Online Quantile Regression for Nonparametric Additive Models
TLDR
P-FGD is a new online algorithm for nonparametric additive quantile regression, offering efficient computation and optimal consistency rates.
Key contributions
- Introduces P-FGD, a projected functional gradient descent algorithm for online nonparametric additive quantile regression.
- Extends functional stochastic gradient descent to the pinball loss for robust quantile estimation.
- Offers efficient online learning with O(J_t ln J_t) complexity and O(J_t) prediction time, without storing historical data.

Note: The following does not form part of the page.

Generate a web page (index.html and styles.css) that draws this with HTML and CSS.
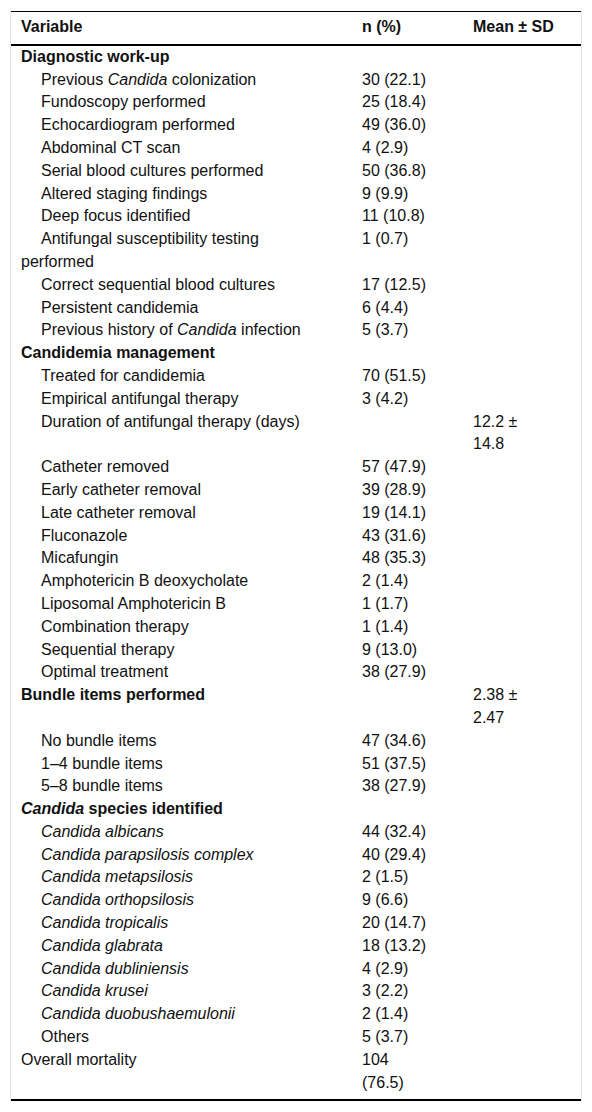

- Achieves minimax optimal consistency rate O(t^(-2s/(2s+1))) using a novel Hilbert space projection identity.
Why it matters
This paper provides a significant advancement in online quantile regression, offering a highly efficient and theoretically optimal algorithm. Its ability to handle nonparametric additive models without storing historical data makes it practical for large-scale, real-time applications. This improves upon existing methods like RKHS in online learning scenarios.
Original Abstract
This paper introduces a projected functional gradient descent algorithm (P-FGD) for training nonparametric additive quantile regression models in online settings. This algorithm extends the functional stochastic gradient descent framework to the pinball loss. An advantage of P-FGD is that it does not need to store historical data while maintaining $O(J_t\ln J_t)$ computational complexity per step where $J_t$ denotes the number of basis functions. Besides, we only need $O(J_t)$ computational time for quantile function prediction at time $t$. These properties show that P-FGD is much better than the commonly used RKHS in online learning. By leveraging a novel Hilbert space projection identity, we also prove that the proposed online quantile function estimator (P-FGD) achieves the minimax optimal consistency rate $O(t^{-\frac{2s}{2s+1}})$ where $t$ is the current time and $s$ denotes the smoothness degree of the quantile function. Extensions to mini-batch learning are also established.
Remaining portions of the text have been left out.